- [Required work] Please transcribe the data below exactly. Leave the pictures out.

- [Items]
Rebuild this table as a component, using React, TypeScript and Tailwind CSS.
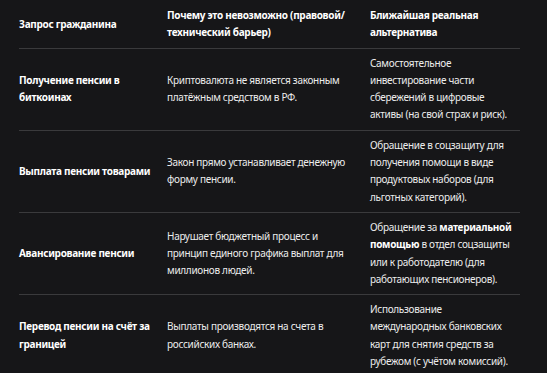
import React from 'react';

type Row = { ask: string; why: string; alt: React.ReactNode };

const rows: Row[] = [
  {
    ask: 'Получение пенсии в биткоинах',
    why: 'Криптовалюта не является законным платёжным средством в РФ.',
    alt: 'Самостоятельное инвестирование части сбережений в цифровые активы (на свой страх и риск).',
  },
  {
    ask: 'Выплата пенсии товарами',
    why: 'Закон прямо устанавливает денежную форму пенсии.',
    alt: 'Обращение в соцзащиту для получения помощи в виде продуктовых наборов (для льготных категорий).',
  },
  {
    ask: 'Авансирование пенсии',
    why: 'Нарушает бюджетный процесс и принцип единого графика выплат для миллионов людей.',
    alt: (
      <>
        Обращение за <strong className="font-bold text-white">материальной помощью</strong> в отдел
        соцзащиты или к работодателю (для работающих пенсионеров).
      </>
    ),
  },
  {
    ask: 'Перевод пенсии на счёт за границей',
    why: 'Выплаты производятся на счета в российских банках.',
    alt: 'Использование международных банковских карт для снятия средств за рубежом (с учётом комиссий).',
  },
];

export default function App() {
  return (
    <div
      className="w-[547px] h-[373px] overflow-hidden bg-[#161618] text-[#ececec] pl-[19px] pt-[1px]"
      style={{ fontFamily: '"Noto Sans", "DejaVu Sans", sans-serif' }}
    >
      <table className="w-[501px] table-fixed border-collapse text-[10px] leading-[17.3px] tracking-[-0.3px]">
        <colgroup>
          <col className="w-[148px]" />
          <col className="w-[203px]" />
          <col className="w-[150px]" />
        </colgroup>
        <thead>
          <tr className="border-b border-[#3a3a3c]">
            <th className="py-[6px] pr-3 text-left align-middle font-bold text-white">Запрос гражданина</th>
            <th className="py-[6px] pr-3 text-left align-middle font-bold text-white">
              Почему это невозможно (правовой/ технический барьер)
            </th>
            <th className="py-[6px] pr-[6px] text-left align-middle font-bold text-white">Ближайшая реальная альтернатива</th>
          </tr>
        </thead>
        <tbody>
          {rows.map((r, i) => (
            <tr key={i} className="border-b border-[#3a3a3c]">
              <td className="py-[6px] pr-3 align-middle font-bold text-white">{r.ask}</td>
              <td className="py-[6px] pr-3 align-middle">{r.why}</td>
              <td className="py-[6px] pr-[6px] align-middle">{r.alt}</td>
            </tr>
          ))}
        </tbody>
      </table>
    </div>
  );
}
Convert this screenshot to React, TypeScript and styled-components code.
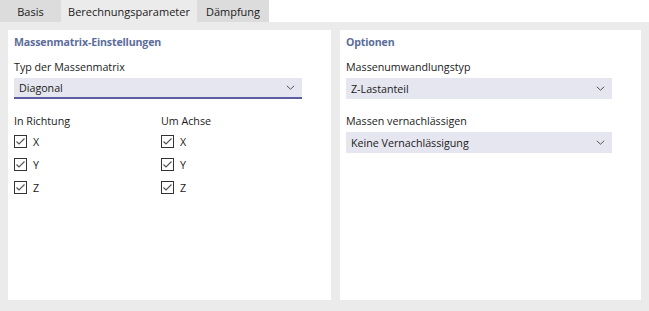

- [The response]
Rebuild this table as a component, using React, TypeScript and Tailwind CSS.
import React from 'react';

type Row = { ask: string; why: string; alt: React.ReactNode };

const rows: Row[] = [
  {
    ask: 'Получение пенсии в биткоинах',
    why: 'Криптовалюта не является законным платёжным средством в РФ.',
    alt: 'Самостоятельное инвестирование части сбережений в цифровые активы (на свой страх и риск).',
  },
  {
    ask: 'Выплата пенсии товарами',
    why: 'Закон прямо устанавливает денежную форму пенсии.',
    alt: 'Обращение в соцзащиту для получения помощи в виде продуктовых наборов (для льготных категорий).',
  },
  {
    ask: 'Авансирование пенсии',
    why: 'Нарушает бюджетный процесс и принцип единого графика выплат для миллионов людей.',
    alt: (
      <>
        Обращение за <strong className="font-bold text-white">материальной помощью</strong> в отдел
        соцзащиты или к работодателю (для работающих пенсионеров).
      </>
    ),
  },
  {
    ask: 'Перевод пенсии на счёт за границей',
    why: 'Выплаты производятся на счета в российских банках.',
    alt: 'Использование международных банковских карт для снятия средств за рубежом (с учётом комиссий).',
  },
];

export default function App() {
  return (
    <div
      className="w-[547px] h-[373px] overflow-hidden bg-[#161618] text-[#ececec] pl-[19px] pt-[1px]"
      style={{ fontFamily: '"Noto Sans", "DejaVu Sans", sans-serif' }}
    >
      <table className="w-[501px] table-fixed border-collapse text-[10px] leading-[17.3px] tracking-[-0.3px]">
        <colgroup>
          <col className="w-[148px]" />
          <col className="w-[203px]" />
          <col className="w-[150px]" />
        </colgroup>
        <thead>
          <tr className="border-b border-[#3a3a3c]">
            <th className="py-[6px] pr-3 text-left align-middle font-bold text-white">Запрос гражданина</th>
            <th className="py-[6px] pr-3 text-left align-middle font-bold text-white">
              Почему это невозможно (правовой/ технический барьер)
            </th>
            <th className="py-[6px] pr-[6px] text-left align-middle font-bold text-white">Ближайшая реальная альтернатива</th>
          </tr>
        </thead>
        <tbody>
          {rows.map((r, i) => (
            <tr key={i} className="border-b border-[#3a3a3c]">
              <td className="py-[6px] pr-3 align-middle font-bold text-white">{r.ask}</td>
              <td className="py-[6px] pr-3 align-middle">{r.why}</td>
              <td className="py-[6px] pr-[6px] align-middle">{r.alt}</td>
            </tr>
          ))}
        </tbody>
      </table>
    </div>
  );
}
Convert this screenshot to React, TypeScript and styled-components code.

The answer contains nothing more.